PySpark Pipelines


Build Guide

The build of any PySpark pipeline within an xpresso.ai solution is according to the Jenkins Build Pipeline defined for the solution. This, in turn, is governed by the order of stages specified in the Jenkinsfile configuration file, located in the xprbuild folder for each PySpark pipeline.

Stages in Jenkins Build Pipeline for PySpark Pipeline

S. No.

Stage

Description

Steps

Checkout

checks out source code from the code repository and cleans the target folder

  1. Checks out source code from the code repository

  2. Calls make clobber using the Makefile located at <component root>/xprbuild - this cleans the folder to remove any temporary files and binaries

Prepare

prepares the build environment

Calls make prepare using the Makefile located at <component root>/xprbuild - this calls <component root>/xprbuild/system/linux/pre_build.sh

Build

Builds the Docker image for the component

Calls make build using the Makefile located at <component root>/xprbuild - this calls <component root>/xprbuild/docker/build.sh

Test

Tests the new Docker image

Calls make unittest using the Makefile located at <component root>/xprbuild - this calls <component root>/xprbuild/docker/test.sh

Docker Push

Pushes the new Docker image into the xpresso.ai Docker registry

Calls make dockerpush using the Makefile located at <component root>/xprbuild - this pushes the new Docker image into the registry

Repository Folder Structure for PySpark pipelines

The folder structure for any PySpark pipelines is described in detail below:


Folder

File

Description

Developer Tips

/

CHANGELOG.md

Stores a log of changes to the component

Document changes to the component in this file

/

Makefile

Makes the solution (see above for details)
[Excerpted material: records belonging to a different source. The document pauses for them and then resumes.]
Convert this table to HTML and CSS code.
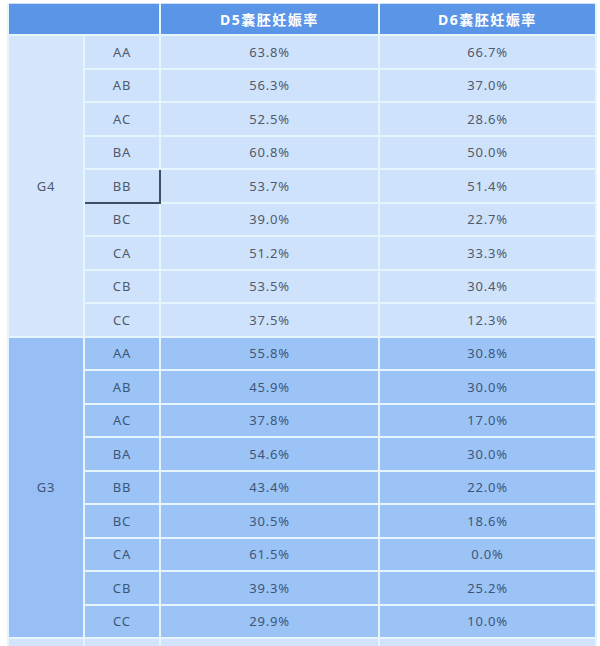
FILE: index.html
```html
<!DOCTYPE html>
<html lang="zh">
<head>
<meta charset="utf-8">
<link rel="stylesheet" href="styles.css">
</head>
<body>
<table class="grid">
  <colgroup>
    <col class="c-grade"><col class="c-sub"><col class="c-d5"><col class="c-d6">
  </colgroup>
  <thead>
    <tr class="head">
      <th colspan="2"></th>
      <th>D5囊胚妊娠率</th>
      <th>D6囊胚妊娠率</th>
    </tr>
  </thead>
  <tbody class="g4">
    <tr><td class="grade" rowspan="9">G4</td><td>AA</td><td>63.8%</td><td>66.7%</td></tr>
    <tr><td>AB</td><td>56.3%</td><td>37.0%</td></tr>
    <tr><td>AC</td><td>52.5%</td><td>28.6%</td></tr>
    <tr><td>BA</td><td>60.8%</td><td>50.0%</td></tr>
    <tr><td class="picked">BB</td><td>53.7%</td><td>51.4%</td></tr>
    <tr><td>BC</td><td>39.0%</td><td>22.7%</td></tr>
    <tr><td>CA</td><td>51.2%</td><td>33.3%</td></tr>
    <tr><td>CB</td><td>53.5%</td><td>30.4%</td></tr>
    <tr><td>CC</td><td>37.5%</td><td>12.3%</td></tr>
  </tbody>
  <tbody class="g3">
    <tr><td class="grade" rowspan="9">G3</td><td>AA</td><td>55.8%</td><td>30.8%</td></tr>
    <tr><td>AB</td><td>45.9%</td><td>30.0%</td></tr>
    <tr><td>AC</td><td>37.8%</td><td>17.0%</td></tr>
    <tr><td>BA</td><td>54.6%</td><td>30.0%</td></tr>
    <tr><td>BB</td><td>43.4%</td><td>22.0%</td></tr>
    <tr><td>BC</td><td>30.5%</td><td>18.6%</td></tr>
    <tr><td>CA</td><td>61.5%</td><td>0.0%</td></tr>
    <tr><td>CB</td><td>39.3%</td><td>25.2%</td></tr>
    <tr><td>CC</td><td>29.9%</td><td>10.0%</td></tr>
  </tbody>
  <tbody class="g2">
    <tr><td class="grade"></td><td></td><td></td><td></td></tr>
  </tbody>
</table>
</body>
</html>
```
FILE: styles.css
```css
html, body {
  margin: 0;
  padding: 0;
  background: #ffffff;
}
body {
  padding: 3px 0 0 7px;
  font-family: "Noto Sans", "Noto Sans CJK SC", sans-serif;
}
.grid {
  border-collapse: collapse;
  table-layout: fixed;
  width: 588px;
  font-size: 13px;
  letter-spacing: 0.8px;
}
.c-grade { width: 76px; }
.c-sub { width: 76px; }
.c-d5 { width: 219px; }
.c-d6 { width: 217px; }
.grid th, .grid td {
  border: 2px solid #e6f4fc;
  text-align: center;
  padding: 0;
}
.head th {
  height: 30px;
  background: #5b95e7;
  color: #ffffff;
  font-weight: bold;
  font-size: 14px;
  letter-spacing: 1.5px;
  border-color: #5b95e7 #e6f4fc #e6f4fc #e6f4fc;
  border-top: 1px solid #cfe0f2;
}
.grid tbody tr { height: 33.5px; }
.g4 td {
  background: #cfe2fb;
  color: #505a6b;
}
.g4 td.grade { background: #d5e6fc; }
.g4 td.picked {
  border-right: 2px solid #3f4d60;
  border-bottom: 2px solid #3f4d60;
}
.g3 td {
  background: #9cc3f6;
  color: #3d5678;
}
.g3 td.grade { background: #97bef5; }
.g2 td {
  background: #d2e4fb;
}
```
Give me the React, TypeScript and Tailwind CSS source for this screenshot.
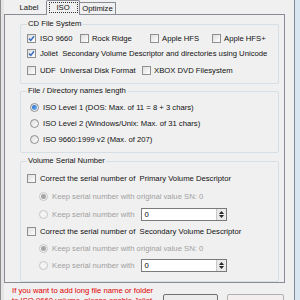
const Check = ({ on }: { on?: boolean }) => (
  <span className="w-[9px] h-[9px] shrink-0 border border-[#8e8f8f] bg-gradient-to-br from-[#dedede] to-white flex items-center justify-center">
    {on && (
      <svg width="7" height="7" viewBox="0 0 7 7">
        <path d="M1 3.6 L2.8 5.4 L6 1.2" stroke="#3c6fbf" strokeWidth="1.5" fill="none" />
      </svg>
    )}
  </span>
)

const Radio = ({ on, off }: { on?: boolean; off?: boolean }) => (
  <span className={`w-[9px] h-[9px] shrink-0 rounded-full border flex items-center justify-center ${off ? 'border-[#c5c5c5] bg-[#f4f4f4]' : 'border-[#8e8f8f] bg-gradient-to-br from-[#dcdcdc] to-white'}`}>
    {on && <span className={`w-[5px] h-[5px] rounded-full ${off ? 'bg-[#a5a5a5]' : 'bg-gradient-to-br from-[#1c63c6] to-[#7bbcf2]'}`} />}
  </span>
)

const Spin = () => (
  <div className="ml-auto w-[10px] h-full border-l border-[#c8c8c8] bg-[#eaeaea] flex flex-col items-center justify-center gap-[1px]">
    <svg width="5" height="3" viewBox="0 0 5 3"><path d="M0 3 L2.5 0 L5 3 Z" fill="#222" /></svg>
    <svg width="5" height="3" viewBox="0 0 5 3"><path d="M0 0 L2.5 3 L5 0 Z" fill="#222" /></svg>
  </div>
)

const Group = ({ title, h, children }: { title: string; h: string; children: React.ReactNode }) => (
  <div className={`w-[259px] ${h} border border-[#d5dfe5] rounded-[2px] flex flex-col`}>
    <div className="-mt-[6px] h-[10px] flex">
      <span className="ml-[6px] px-[1px] bg-[#f0f0f0] leading-[10px]">{title}</span>
    </div>
    {children}
  </div>
)

export default function App() {
  return (
    <div className="w-[300px] h-[300px] overflow-hidden bg-[#f0f0f0] flex text-[7.7px] leading-none text-[#111] font-['Liberation_Sans',Arial,sans-serif]">
      <div className="w-[4px] shrink-0 border-l border-[#8c8c8c] bg-[#e4e4e4]" />
      <div className="w-[290px] shrink-0 flex flex-col">
        <div className="h-[14px] flex items-end pl-[8px]">
          <div className="w-[34px] h-[12px] flex items-center justify-center">Label</div>
          <div className="w-[34px] h-[15px] -mb-[1px] border-l border-r border-t border-[#898c95] bg-[#f0f0f0] rounded-t-[2px] flex items-start justify-center pt-[1px] relative z-10">
            <span className="w-[29px] h-[11px] border border-dotted border-[#333] flex items-center justify-center">ISO</span>
          </div>
          <div className="w-[36px] h-[12px] border-r border-t border-[#898c95] flex items-center justify-center">Optimize</div>
        </div>
        <div className="w-[281px] h-[271px] border border-[#898c95] pl-[15px] pt-[9px] flex flex-col">
          <Group title="CD File System" h="h-[60px]">
            <div className="pl-[6px] flex flex-col">
              <div className="mt-[3px] h-[13px] flex items-center">
                <div className="w-[53px] flex items-center gap-[4px]"><Check on /><span>ISO 9660</span></div>
                <div className="w-[70px] flex items-center gap-[3px]"><Check /><span>Rock Ridge</span></div>
                <div className="w-[62px] flex items-center gap-[3px]"><Check /><span>Apple HFS</span></div>
                <div className="flex items-center gap-[3px]"><Check /><span>Apple HFS+</span></div>
              </div>
              <div className="mt-[2px] h-[13px] flex items-center gap-[4px]">
                <Check on />
                <span className="whitespace-pre">Joliet  Secondary Volume Descriptor and directories using Unicode</span>
              </div>
              <div className="mt-[4px] h-[13px] flex items-center">
                <div className="w-[115px] flex items-center gap-[4px]"><Check /><span className="whitespace-pre">UDF  Universal Disk Format</span></div>
                <div className="flex items-center gap-[3px]"><Check /><span>XBOX DVD Filesystem</span></div>
              </div>
            </div>
          </Group>
          <div className="h-[7px] shrink-0" />
          <Group title="File / Directory names  length" h="h-[62px]">
            <div className="pl-[9px] mt-[5px] flex flex-col gap-[3px]">
              <div className="h-[13px] flex items-center gap-[4px]"><Radio on /><span>ISO Level 1 (DOS: Max. of 11 = 8 + 3 chars)</span></div>
              <div className="h-[13px] flex items-center gap-[4px]"><Radio /><span>ISO Level 2 (Windows/Unix: Max. of 31 chars)</span></div>
              <div className="h-[13px] flex items-center gap-[4px]"><Radio /><span>ISO 9660:1999 v2 (Max. of 207)</span></div>
            </div>
          </Group>
          <div className="h-[8px] shrink-0" />
          <Group title="Volume Serial Number" h="h-[121px]">
            <div className="pl-[6px] flex flex-col">
              <div className="mt-[6px] h-[13px] flex items-center gap-[4px]"><Check /><span className="whitespace-pre">Correct the serial number of  Primary Volume Descriptor</span></div>
              <div className="mt-[5px] h-[13px] pl-[12px] flex items-center gap-[4px] text-[#a0a0a0]"><Radio on off /><span>Keep serial number with original value SN: 0</span></div>
              <div className="mt-[5px] h-[13px] pl-[12px] flex items-center gap-[4px] text-[#a0a0a0]">
                <Radio off /><span>Keep serial number with</span>
                <div className="ml-[3px] w-[86px] h-[13px] border border-[#7a7a7a] bg-white flex items-center pl-[2px] text-black">
                  <span>0</span><Spin />
                </div>
              </div>
              <div className="mt-[4px] h-[13px] flex items-center gap-[4px]"><Check /><span className="whitespace-pre">Correct the serial number of  Secondary Volume Descriptor</span></div>
              <div className="mt-[4px] h-[13px] pl-[12px] flex items-center gap-[4px] text-[#a0a0a0]"><Radio on off /><span>Keep serial number with original value SN: 0</span></div>
              <div className="mt-[4px] h-[13px] pl-[12px] flex items-center gap-[4px] text-[#a0a0a0]">
                <Radio off /><span>Keep serial number with</span>
                <div className="ml-[3px] w-[86px] h-[13px] border border-[#7a7a7a] bg-white flex items-center pl-[2px] text-black">
                  <span>0</span><Spin />
                </div>
              </div>
            </div>
          </Group>
        </div>
        <div className="flex pl-[8px] pt-[3px]">
          <div className="w-[151px] text-[#e00000] leading-[10px]">
            <div>If you want to add long file name or folder</div>
            <div>to ISO 9660 volume, please enable Joliet</div>
          </div>
          <div className="mt-[8px] w-[55px] h-[20px] border border-[#707070] rounded-[2px] bg-[#ececec]" />
          <div className="ml-[9px] mt-[8px] w-[57px] h-[20px] border border-[#b0b0b0] rounded-[2px] bg-[#f4eeee]" />
        </div>
      </div>
      <div className="w-[6px] shrink-0 border-l border-[#7d8a96] bg-[#d8e6f2]" />
    </div>
  )
}
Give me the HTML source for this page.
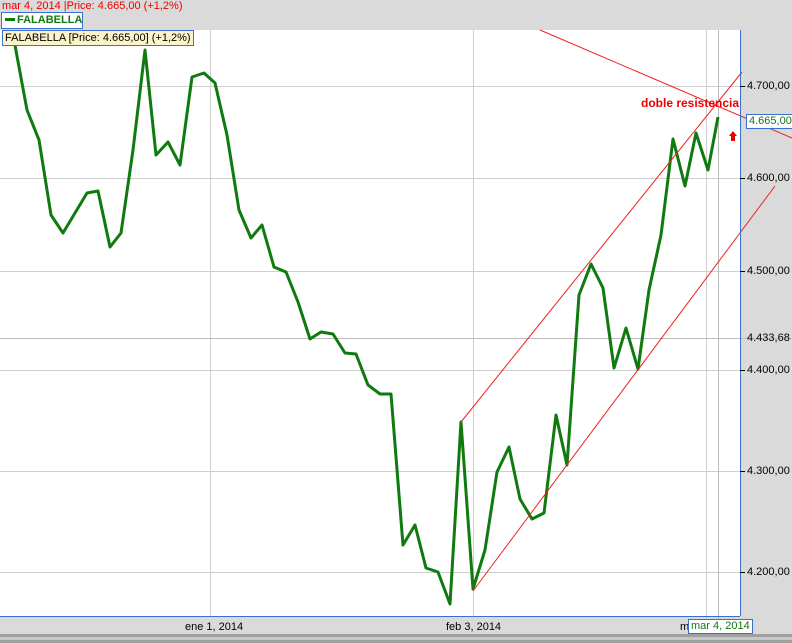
<!DOCTYPE html>
<html><head><style>
body{margin:0;width:792px;height:643px;overflow:hidden;background:#d9dad9;font-family:"Liberation Sans",sans-serif;position:relative}
.a{position:absolute;white-space:nowrap}
</style></head><body>
<svg width="792" height="643" style="position:absolute;left:0;top:0">
<rect x="0" y="0" width="792" height="643" fill="#d9dad9"/>
<rect x="0" y="30" width="740" height="586" fill="#fff"/>
<g stroke="#cfcfcf" stroke-width="1">
<line x1="0" y1="86.5" x2="740" y2="86.5"/><line x1="0" y1="178.5" x2="740" y2="178.5"/>
<line x1="0" y1="271.5" x2="740" y2="271.5"/><line x1="0" y1="370.5" x2="740" y2="370.5"/>
<line x1="0" y1="471.5" x2="740" y2="471.5"/><line x1="0" y1="572.5" x2="740" y2="572.5"/>
<line x1="210.5" y1="30" x2="210.5" y2="616"/><line x1="473.5" y1="30" x2="473.5" y2="616"/>
<line x1="706.5" y1="30" x2="706.5" y2="622"/>
</g>
<line x1="0" y1="338.5" x2="792" y2="338.5" stroke="#bbb"/>
<line x1="718.5" y1="30" x2="718.5" y2="636" stroke="#bbb"/>
<polyline fill="none" stroke="#0f7a0f" stroke-width="3" stroke-linejoin="round" points="14,40 27,110 39,140 51,215 63,233 75,213 87,193 98,191 110,247 121,233 133,150 145,50 156,155 168,142 180,165 192,77 204,73 215,83 227,135 239,210 251,238 262,225 274,267 286,272 298,302 310,339 321,332 333,334 345,353 356,354 368,385 380,394 391,394 403,545 415,525 426,568 438,572 450,604 461,422 473,589 485,550 497,472 509,447 520,499 532,519 544,513 556,415 567,465 579,295 591,264 603,288 614,368 626,328 638,369 649,290 661,235 673,139 685,186 696,133 708,170 718,117"/>
<g stroke="#f02020" stroke-width="1">
<line x1="540" y1="30" x2="792" y2="138"/>
<line x1="461" y1="422" x2="742" y2="72"/>
<line x1="473" y1="591" x2="775" y2="186"/>
</g>
<line x1="740.5" y1="30" x2="740.5" y2="616" stroke="#3a6fd0"/>
<line x1="0" y1="616.5" x2="740" y2="616.5" stroke="#3a6fd0"/>
<g stroke="#000"><line x1="740" y1="86.5" x2="745" y2="86.5"/><line x1="740" y1="178.5" x2="745" y2="178.5"/><line x1="740" y1="271.5" x2="745" y2="271.5"/><line x1="740" y1="370.5" x2="745" y2="370.5"/><line x1="740" y1="471.5" x2="745" y2="471.5"/><line x1="740" y1="572.5" x2="745" y2="572.5"/></g>
<path d="M733,131 L737,136 L735,136 L735,141 L731,141 L731,136 L729,136 Z" fill="#e00"/>
<rect x="0" y="634" width="792" height="9" fill="#a0a0a0"/><rect x="0" y="637" width="792" height="3" fill="#c8c8c8"/>
</svg>
<div class="a" style="left:2px;top:0;font-size:11px;color:#e00">mar 4, 2014 |Price: 4.665,00 (+1,2%)</div>
<div class="a" style="left:1px;top:12px;width:80px;height:15px;border:1px solid #3a6fd0;background:#fff;font-size:11px;font-weight:bold;color:#0f7a0f;line-height:15px"><span style="display:inline-block;width:10px;height:3px;background:#0f7a0f;vertical-align:middle;margin:0 2px 2px 3px"></span>FALABELLA</div>
<div class="a" style="left:2px;top:30px;height:14px;padding:0 2px;border:1px solid #3a6fd0;background:#fdf3c8;font-size:11px;line-height:14px;color:#000">FALABELLA [Price: 4.665,00] (+1,2%)</div>
<div class="a" style="left:641px;top:96px;font-size:12px;font-weight:bold;color:#e00">doble resistencia</div>
<div class="a" style="left:747px;top:80px;font-size:11px">4.700,00</div>
<div class="a" style="left:747px;top:172px;font-size:11px">4.600,00</div>
<div class="a" style="left:747px;top:265px;font-size:11px">4.500,00</div>
<div class="a" style="left:747px;top:332px;font-size:11px">4.433,68</div>
<div class="a" style="left:747px;top:364px;font-size:11px">4.400,00</div>
<div class="a" style="left:747px;top:465px;font-size:11px">4.300,00</div>
<div class="a" style="left:747px;top:566px;font-size:11px">4.200,00</div>
<div class="a" style="left:746px;top:114px;height:13px;padding:0 2px;border:1px solid #3a6fd0;background:#fff;font-size:11px;line-height:13px;color:#0f7a0f">4.665,00</div>
<div class="a" style="left:185px;top:621px;font-size:11px">ene 1, 2014</div>
<div class="a" style="left:446px;top:621px;font-size:11px">feb 3, 2014</div>
<div class="a" style="left:680px;top:621px;font-size:11px">m</div>
<div class="a" style="left:688px;top:619px;height:13px;padding:0 2px;border:1px solid #3a6fd0;background:#fff;font-size:11px;line-height:13px;color:#0f7a0f">mar 4, 2014</div>
</body></html>
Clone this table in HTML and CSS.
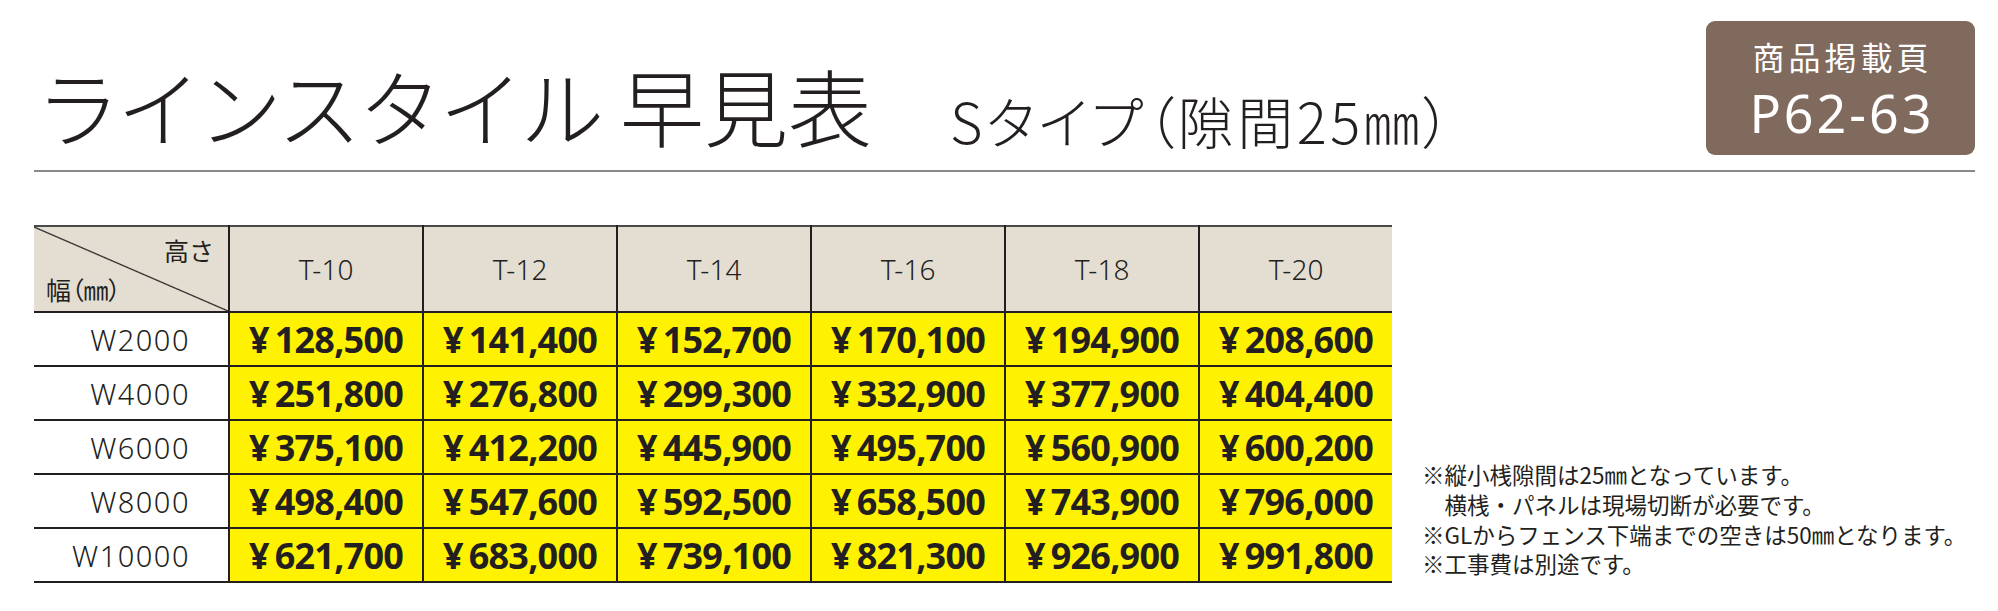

Changes will usually not be required to this file. However, it is a good idea to review the actions being performed on various make rules, especially clobber, prepare, build and dockerpush

/

README.md

Describes the pipeline

Write a brief description of the pipeline and the source files required by it in this file

/

VERSION

Stores the pipeline version number

Write the pipeline version number here

/app

__init__.py

Dummy source code

/app

.gitignore

Dummy .gitignore file

Populate this as per need to ignore file from git file tracking

/app

app.py

Dummy source code

app.py is the default entry point for the pyspark pipeline

/requirements

requirements.txt

Contains list of libraries required to be installed for proper functioning of the pipeline

Libraries will be installed as part of the build stage of the Jenkins pipeline (see above)

/xprbuild

Jenkinsfile

Stores the actions performed by the Jenkins pipeline for the component

See above for details. Review, but do not make changes to this file. Make changes to scripts being called by the pipeline if required

/xprbuild/docker

Dockerfile

Stores commands processed when building the Docker image for the component

Default actions: Call <component root>/xprbuild//system/linux/pre_build.sh Call <component root>/xprbuild//system/linux/build.sh Call <component root>/xprbuild//system/linux/post_build.sh Call <component root>/xprbuild//system/linux/run.sh Change this file as per the component requirements. See Docker documentation for details

/xprbuild/docker

build.sh

Called during the Build stage of the Jenkins Build Pipeline

Builds the Docker image as per the instructions in Dockerfile by default. Change as per pipeline requirements

/xprbuild/docker

pre-build.sh

Unused

/xprbuild/docker

test.sh

Called during the Test stage of the Jenkins Build Pipeline

Executes pytest on the new Docker image by default. Change as per pipeline requirements

/xprbuild/system

Makefile

Unused

/xprbuild/system/linux

build.sh

Called during the Build stage of the Jenkins Build Pipeline

Installs requirements mentioned in <pipeline root>/requirements/requirements.txt by default. Change as per pipeline requirements

/xprbuild/system/linux

post-build.sh

Called during the Build stage of the Jenkins Build Pipeline

Does nothing by default. Change as per pipeline requirements

/xprbuild/system/linux

pre-build.sh

Called during the Prepare and Build stage of the Jenkins Build Pipeline

Installs python and pytest by default. Change as per pipeline requirements

/xprbuild/system/linux

run.sh

Called during the Build stage of the Jenkins Build Pipeline

Runs the code in <pipeline root>/app/app.py by default. Change as per pipeline requirements

/xprbuild/system/linux

spark-submit.sh

Called when spark pipeiline needs to be submitted to the cluster i.e. deployment

Submits the spark pipeline on cluster which starts running from app/main.py

/xprbuild/system/linux

test.sh

Unused

/xprbuild/system/windows

Makefile

Unused

May be required in future to support Windows deployment

/xprbuild/system/windows

build.bat

Unused

May be required in future to support Windows deployment

/xprbuild/system/windows

post-build.bat

Unused

May be required in future to support Windows deployment

/xprbuild/system/windows

pre-build.bat

Unused

May be required in future to support Windows deployment

/xprbuild/system/windows

run.bat

Unused

May be required in future to support Windows deployment

/xprbuild/system/windows

test.bat

Unused

May be required in future to support Windows deployment